(begin)

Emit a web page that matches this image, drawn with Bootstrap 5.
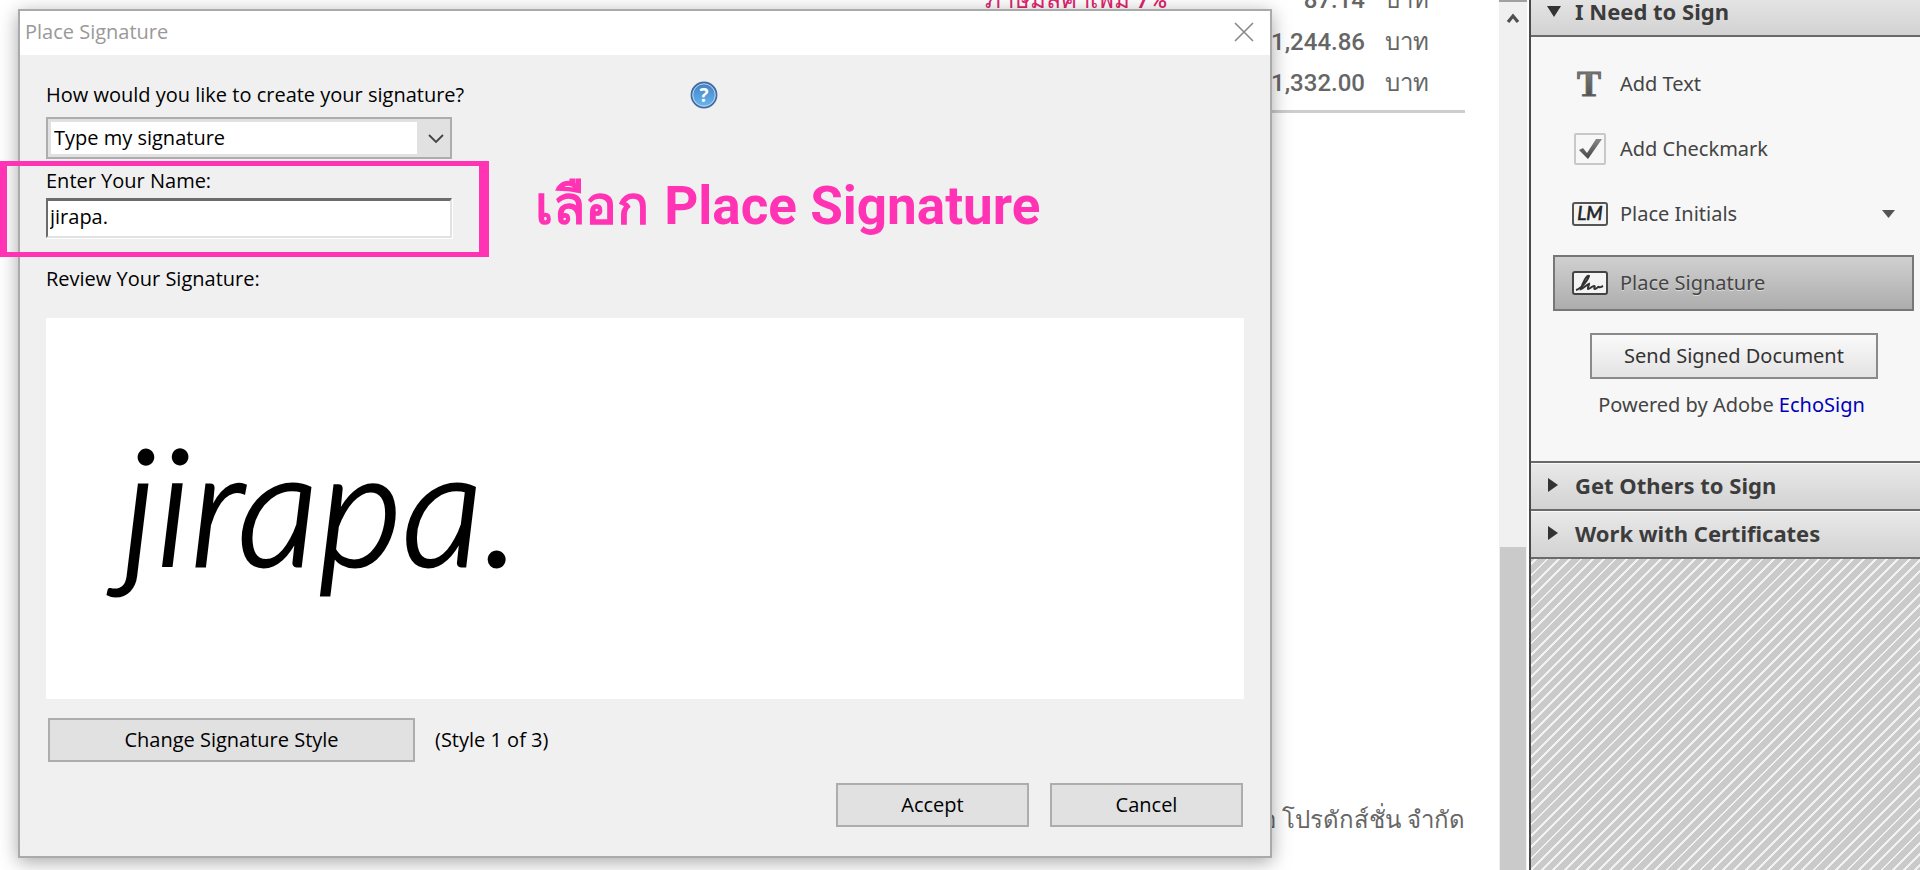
<!DOCTYPE html>
<html lang="en">
<head>
<meta charset="utf-8">
<meta name="viewport" content="width=device-width, initial-scale=1">
<title>Place Signature</title>
<link href="https://cdn.jsdelivr.net/npm/bootstrap@5.3.0/dist/css/bootstrap.min.css" rel="stylesheet">
<style>
  body { font-family: "Noto Sans", "Open Sans", sans-serif; font-size: 20px; line-height: 24px; color: #000; background: #fff; }
  .doc-area { min-width: 0; }
  /* document page, scrolled a little past its top */
  .doc-page { margin-top: -21px; padding-right: 34px; color: #666; font-family: "Roboto", "Noto Sans", sans-serif; font-size: 24px; font-weight: 500; }
  .totals { margin-left: auto; width: 480px; border-bottom: 3px solid #cdcdcd; }
  .totals td { height: 42px; padding: 0; vertical-align: middle; text-align: right; }
  .totals tr:last-child td { height: 48px; padding-bottom: 6px; }
  .totals td:first-child { text-align: left; color: #e0246e; }
  .totals td:last-child { width: 100px; padding-right: 36px; }
  .company { padding-bottom: 38px; text-align: right; }

  .dlg { position: absolute; left: 18px; top: 9px; right: 257px; background: #f0f0f0; border: 2px solid #aaa; box-shadow: 0 4px 18px rgba(0,0,0,.35); font-family: "Open Sans", sans-serif; }
  .dlg-title { height: 44px; padding: 0 16px 2px 5px; background: #fff; color: #999; }
  .dlg-body { padding: 28px 26px 29px; }
  .dlg-field { width: 406px; margin-top: 10px; }
  .dlg-select { appearance: none; display: block; height: 42px; border: 2px solid #adadad; border-radius: 0; padding: 0 6px; color: #000;
    background: #e1e1e1 linear-gradient(#fff, #fff) 3px 3px / 366px 32px no-repeat; }
  .dlg-caret { position: absolute; right: 8px; top: 16px; pointer-events: none; }
  .dlg-input { display: block; height: 40px; margin-top: 5px; padding: 0 2px 4px; border: 2px solid; border-color: #6b6b6b #e3e3e3 #e3e3e3 #6b6b6b; border-top-width: 3px; background: #fff; outline: 0; box-shadow: 1px 1px #fff; }
  .help-mark { position: absolute; left: 670px; top: 26px; }
  .plain { border: 0; background: none; padding: 0; line-height: 0; }
  .review-label { margin: 29px 0 27px; }
  .preview { height: 381px; background: #fff; font: italic 300 162px/200px "Lato", cursive; padding: 86px 0 0 76px; overflow: hidden; -webkit-text-stroke: 3px #000; }
  .style-row { margin-top: 19px; padding-left: 2px; gap: 20px; }
  .act-row { margin-top: 21px; padding-right: 1px; gap: 21px; }
  .dlg-btn { height: 44px; border: 2px solid #adadad; border-radius: 0; background: #e1e1e1; padding: 0; color: #000; }
  .w-style { width: 367px; }
  .w-act { width: 193px; }

  .mark-box { position: absolute; left: -3px; top: 161px; width: 492px; height: 96px; border: 5px solid #ff33b4; border-left-width: 10px; border-right-width: 10px; pointer-events: none; }
  .mark-text { position: absolute; left: 535px; top: 170px; font: 700 53px/72px "Roboto", sans-serif; color: #ff33b4; white-space: nowrap; }
  .mark-text span { margin-right: 2px; }

  .vscroll { width: 30px; background: #f0f0f0; border-right: 2px solid #fff; }
  .vscroll-up { height: 36px; border-top: 2px solid #a0a0a0; }
  .vscroll-space { height: 511px; }
  .vscroll-thumb { background: #cacaca; margin: 0 1px; }

  .side { width: 391px; border-left: 2px solid #4a4a4a; color: #444;
    background: repeating-linear-gradient(135deg, #cacaca 0 6px, #f2f2f2 6px 8px); }
  .side-head { display: flex; align-items: center; height: 48px; gap: 14px; padding: 0 0 2px 16px; width: 100%; border: 0; border-bottom: 2px solid #6a6a6a; background: linear-gradient(#e9e9e9, #d2d2d2); box-shadow: inset 0 1px #f8f8f8; font-weight: 700; font-size: 22px; color: #3c3c3c; text-align: left; }
  .side-head svg { width: 14px; }
  .side-head.cut { margin-top: -11px; }
  .side-body { background: #f7f7f7; border-bottom: 2px solid #6a6a6a; padding: 19px 6px 44px 22px; }
  .tool { display: flex; align-items: center; gap: 12px; height: 56px; padding: 0 18px 0 18px; border: 1px solid transparent; background: none; width: 100%; text-align: left; color: #444; }
  .tool svg:first-child { width: 36px; flex: none; }
  .tool + .tool { margin-top: 9px; }
  .tool + .tool.on { margin-top: 13px; background: linear-gradient(#d0d0d0, #adadad); border: 2px solid #777; padding: 0 17px; text-shadow: 0 1px #ddd; }
  .send { display: block; width: 288px; height: 46px; margin: 22px auto 0 37px; border: 2px solid #8a8a8a; border-radius: 0; background: linear-gradient(#fafafa, #e3e3e3); color: #333; padding: 0; }
  .powered { margin: 14px 0 0; padding-right: 4px; }
  .powered a { color: #00b; text-decoration: none; }
</style>
</head>
<body>
<div class="d-flex vh-100 overflow-hidden">
  <main class="doc-area flex-grow-1 position-relative d-flex">
    <div class="doc-page flex-grow-1 d-flex flex-column justify-content-between">
      <table class="totals">
        <tbody>
          <tr><td lang="th">ภาษีมูลค่าเพิ่ม 7%</td><td>87.14</td><td lang="th">บาท</td></tr>
          <tr><td></td><td>1,244.86</td><td lang="th">บาท</td></tr>
          <tr><td></td><td>1,332.00</td><td lang="th">บาท</td></tr>
        </tbody>
      </table>
      <div class="company" lang="th">โอ โปรดักส์ชั่น จำกัด</div>
    </div>
    <div class="vscroll d-flex flex-column">
      <div class="vscroll-up d-flex justify-content-center align-items-start pt-2">
        <svg width="14" height="16" viewBox="0 0 14 16"><path d="M2 12 7 6l5 6" fill="none" stroke="#505050" stroke-width="3.2"/></svg>
      </div>
      <div class="vscroll-space flex-shrink-0"></div>
      <div class="vscroll-thumb flex-grow-1"></div>
    </div>

    <section class="dlg" role="dialog" aria-labelledby="dlgTitle">
      <div class="dlg-title d-flex align-items-center justify-content-between">
        <span id="dlgTitle">Place Signature</span>
        <button class="plain" type="button" aria-label="Close"><svg width="20" height="20" viewBox="0 0 20 20"><path d="M1 1l18 18M19 1 1 19" stroke="#888" stroke-width="1.6"/></svg></button>
      </div>
      <form class="dlg-body position-relative">
        <label class="d-block" for="how">How would you like to create your signature?</label>
        <button class="plain help-mark" type="button" aria-label="Help">
          <svg width="28" height="28" viewBox="0 0 28 28"><defs><linearGradient id="hb" x2="0" y2="1"><stop stop-color="#3f7fc4"/><stop offset="1" stop-color="#6bb8f0"/></linearGradient></defs><circle cx="14" cy="14" r="12.6" fill="url(#hb)" stroke="#45699b" stroke-width="1.6"/><circle cx="14" cy="14" r="11.2" fill="none" stroke="#b7d6f2" stroke-width="1"/><text x="14" y="21" text-anchor="middle" font-family="Open Sans" font-weight="700" font-size="19" fill="#fff">?</text></svg>
        </button>
        <div class="dlg-field position-relative">
          <select id="how" class="dlg-select w-100"><option>Type my signature</option></select>
          <svg class="dlg-caret" width="16" height="12" viewBox="0 0 16 12"><path d="M1 2l7 7 7-7" fill="none" stroke="#444" stroke-width="1.8"/></svg>
        </div>
        <div class="dlg-field">
          <label class="d-block" for="nm">Enter Your Name:</label>
          <input id="nm" class="dlg-input w-100" type="text" value="jirapa.">
        </div>
        <div class="review-label">Review Your Signature:</div>
        <div class="preview">jirapa.</div>
        <div class="style-row d-flex align-items-center">
          <button class="dlg-btn w-style" type="button">Change Signature Style</button>
          <span>(Style 1 of 3)</span>
        </div>
        <div class="act-row d-flex justify-content-end">
          <button class="dlg-btn w-act" type="button">Accept</button>
          <button class="dlg-btn w-act" type="button">Cancel</button>
        </div>
      </form>
    </section>
    <div class="mark-box"></div>
    <div class="mark-text"><span lang="th">เลือก</span> Place Signature</div>
  </main>

  <aside class="side flex-shrink-0">
    <button class="side-head cut" type="button"><svg height="12" viewBox="0 0 14 12"><path d="M0 1h14L7 12z" fill="#333"/></svg>I Need to Sign</button>
    <div class="side-body">
      <button class="tool" type="button">
        <svg height="32" viewBox="0 0 36 32"><defs><linearGradient id="tg" x2="0" y2="1"><stop stop-color="#888"/><stop offset="1" stop-color="#444"/></linearGradient></defs><text x="17" y="28" text-anchor="middle" font-family="Liberation Serif" font-weight="700" font-size="36" fill="url(#tg)" stroke="#666">T</text></svg>
        Add Text</button>
      <button class="tool" type="button">
        <svg height="32" viewBox="0 0 36 32"><rect x="3" y="1" width="30" height="30" rx="1" fill="#f7f7f7" stroke="#c8c8c8" stroke-width="2"/><path d="M7 17l4-2 4 5L24 6h6L16 26z" fill="url(#tg)"/></svg>
        Add Checkmark</button>
      <button class="tool" type="button">
        <svg height="24" viewBox="0 0 36 24"><rect x="1" y="1" width="34" height="22" rx="2" fill="#f4f4f4" stroke="#555" stroke-width="2"/><text x="18" y="18" text-anchor="middle" font-family="Lato" font-style="italic" font-weight="400" font-size="19" fill="#222" stroke="#222" stroke-width=".6">LM</text></svg>
        <span class="flex-grow-1">Place Initials</span>
        <svg width="13" height="8" viewBox="0 0 13 8"><path d="M0 0h13L6.500 8z" fill="#555"/></svg></button>
      <button class="tool on" type="button">
        <svg height="24" viewBox="0 0 36 24"><rect x="1" y="1" width="34" height="22" rx="2" fill="#f4f4f4" stroke="#444" stroke-width="2"/><path d="M4 19C9 18 16 9 17 5c-2-2-7 8-8 13 3-1 5-4 8-5 0 2-2 4-1 5 2 0 4-3 6-3s-1 3 1 3 3-3 4-2 2 0 4-1" fill="none" stroke="#333" stroke-width="2"/></svg>
        Place Signature</button>
      <button class="send" type="button">Send Signed Document</button>
      <p class="powered text-center">Powered by Adobe <a href="#">EchoSign</a></p>
    </div>
    <button class="side-head" type="button"><svg height="14" viewBox="0 0 14 14"><path d="M1 0l10 7-10 7z" fill="#333"/></svg>Get Others to Sign</button>
    <button class="side-head" type="button"><svg height="14" viewBox="0 0 14 14"><path d="M1 0l10 7-10 7z" fill="#333"/></svg>Work with Certificates</button>
  </aside>
</div>
<script src="https://cdn.jsdelivr.net/npm/bootstrap@5.3.0/dist/js/bootstrap.bundle.min.js"></script>
</body>
</html>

(end)

● **AIM**
Could the lines from the top of the material through the line with "38px; text-align: right;" be repeated exactly, pictures left out?

● **OUTPUT BELOW**
Emit a web page that matches this image, drawn with Bootstrap 5.
<!DOCTYPE html>
<html lang="en">
<head>
<meta charset="utf-8">
<meta name="viewport" content="width=device-width, initial-scale=1">
<title>Place Signature</title>
<link href="https://cdn.jsdelivr.net/npm/bootstrap@5.3.0/dist/css/bootstrap.min.css" rel="stylesheet">
<style>
  body { font-family: "Noto Sans", "Open Sans", sans-serif; font-size: 20px; line-height: 24px; color: #000; background: #fff; }
  .doc-area { min-width: 0; }
  /* document page, scrolled a little past its top */
  .doc-page { margin-top: -21px; padding-right: 34px; color: #666; font-family: "Roboto", "Noto Sans", sans-serif; font-size: 24px; font-weight: 500; }
  .totals { margin-left: auto; width: 480px; border-bottom: 3px solid #cdcdcd; }
  .totals td { height: 42px; padding: 0; vertical-align: middle; text-align: right; }
  .totals tr:last-child td { height: 48px; padding-bottom: 6px; }
  .totals td:first-child { text-align: left; color: #e0246e; }
  .totals td:last-child { width: 100px; padding-right: 36px; }
  .company { padding-bottom: 38px; text-align: right; }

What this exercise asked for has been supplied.